On retrouve l’articulation autour des compétences dans les différents rôles assignés au nouveau Conseil national de l’innovation pour la réussite éducative (Cnire) officiellement installé le 19 avril denier. On y retrouve les poncifs qui traînent depuis quelques décennies dans notre monde économique : compétence et innovation :
« 3. La fabrique de la compétence : comment développer la compétence ?
Les acquis de la recherche internationale montrent le lien étroit entre l’amélioration de la réussite de tous les élèves et l’investissement durable dans le développement professionnel continu des enseignants. Le groupe de travail « compétence », à partir d’études de cas repérés et d’analyses documentées par la recherche, s’attachera à identifier les conditions, environnements et dispositifs les plus propices, les pratiques les plus efficientes en matière de formation reconceptualisée, rénovée, refondée. Les réflexions se structureront autour de plusieurs questions suivantes : la place de l’innovation dans la formation initiale et continue des enseignants et des autres acteurs de l’innovation, les modalités d’accompagnement des équipes, ou encore l’articulation entre pratiques pédagogiques (notamment en matière d’évaluation des acquis des élèves) et autoévaluation des unités éducatives. »
Et la définition faite de l’innovation vaut aussi son pesant d’or quant à la négation des savoirs :
« À l’issue de son installation, le conseil s’est doté d’une définition collective de l’innovation.
Une pratique innovante est ainsi une action pédagogique caractérisée par l’attention soutenue portée aux élèves, au développement de leur bien-être, et à la qualité des apprentissages. En cela, elle promeut et porte les valeurs de la démocratisation scolaire. »
Là encore, s’il est absolument nécessaire de trouver des méthodes pédagogiques en accord avec l’évolution des élèves et l’évolution des savoirs et des techniques du numérique, il y a quand même lieu de s’interroger sur l’orientation donnée à ce nouveau conseil, en résonance avec les priorités établies tout le long du dossier.
Certes, il n’est pas question de sacraliser l’école en un lieu à part de la société. Et l’humanisme est d’ailleurs sans doute mort. Mais la refondation de l’école n’a-t-elle pas une vraie chance de revalorisation de l’humain et des savoirs plutôt que de risquer de continuer à perdre son âme ? La refondation, n’est-ce pas l’occasion d’une vraie réflexion ?
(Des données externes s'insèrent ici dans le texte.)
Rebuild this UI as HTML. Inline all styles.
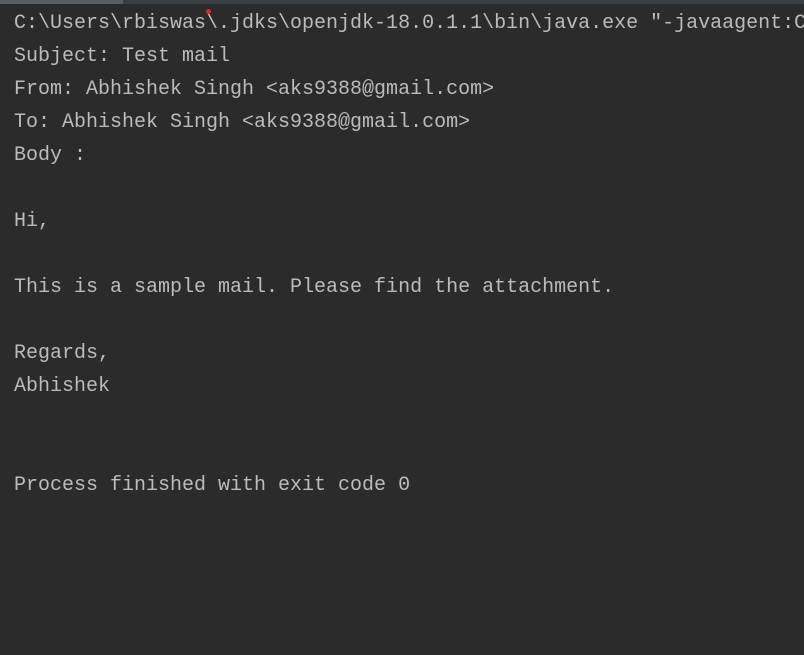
<!DOCTYPE html>
<html><head><style>
body{margin:0;width:804px;height:655px;background:#2b2b2b;overflow:hidden;position:relative}
.bar{position:absolute;top:0;left:0;width:804px;height:4px;background:#3c3f41}
.bar i{position:absolute;left:0;top:0;width:123px;height:4px;background:#5a5d60}
pre{position:absolute;left:14px;top:7px;margin:0;font-family:"Liberation Mono",monospace;font-size:20px;line-height:33px;color:#bbbbbb;white-space:pre}
.dot{position:absolute;left:206px;top:9px;width:5px;height:5px;border-radius:50%;background:#e0282a}
</style></head><body>
<div class="bar"><i></i></div>
<pre>C:\Users\rbiswas\.jdks\openjdk-18.0.1.1\bin\java.exe "-javaagent:C
Subject: Test mail
From: Abhishek Singh &lt;aks9388@gmail.com&gt;
To: Abhishek Singh &lt;aks9388@gmail.com&gt;
Body :

Hi,

This is a sample mail. Please find the attachment.

Regards,
Abhishek


Process finished with exit code 0</pre>
<div class="dot"></div>
</body></html>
Les grandes affirmations du type « Notre ambition : refonder l’École de la République – La loi du 8 juillet a été votée et promulguée. C’est à présent dans les classes que se joue la refondation. – Ses objectifs : permettre aux élèves de mieux apprendre, pour qu’ils puissent tous réussir, et former les citoyens de demain. » ne changent rien quant à ce que donne à voir la refondation quant à la continuité de l’approche économique de l’Ecole, dans l’omerta de certaines de ses réalités.
La chanson de la réussite
En réponse aux différents constats affirmés de l’échec du système éducatif (attention cependant aux critères utilisés dans les systèmes internationaux de classification), le dossier de rentrée est empli du discours sur la réussite. Celui-ci, tout en incluant quand même encore la réussite scolaire, présente comme grand objectif la réussite éducative. On peut d’ailleurs se demander où est l’échec tant cité du système si on regarde les taux affichés de réussite au bac : 86,8% !!! La réponse a été en grande partie dévoilée dans les chroniques précédentes. Une autre réponse se trouve dans la lecture des copies d’examen (et pas seulement du bac). Mais là où règne la loi du silence, pas question d’aborder la réalité. N’y-a-t-il tout de même pas là un évident tissu de contradiction dont il serait impératif de sortir, quitte à délaisser les pages et les pages de discours plus ou moins technocratiques ?
La palme d’or de la rentrée
La palme d’or de l’analyse la plus inepte de la rentrée est attribuée à … Luc Ferry pour son : « Pour que l’enseignement fonctionne, il faut que l’éducation l’ait précédé. »
S’il est vrai qu’il est insupportable pour un enseignant de s’entendre dire « Je ne vous ai pas parlé, alors pourquoi vous me parlez, vous ? » et autres banalités du même genre, de vivre au milieu de l’agitation, des rires, du déni de l’autre et de la remise en cause des compétences et du travail, il n’en reste pas moins que de vraies analyses doivent être menées si on veut résoudre tant soit peu les problèmes. Et ce n’est pas en se contentant de mettre Bourdieu à la poubelle que cela se fera.
L’Education Nationale a besoin avant tout de vraie parole.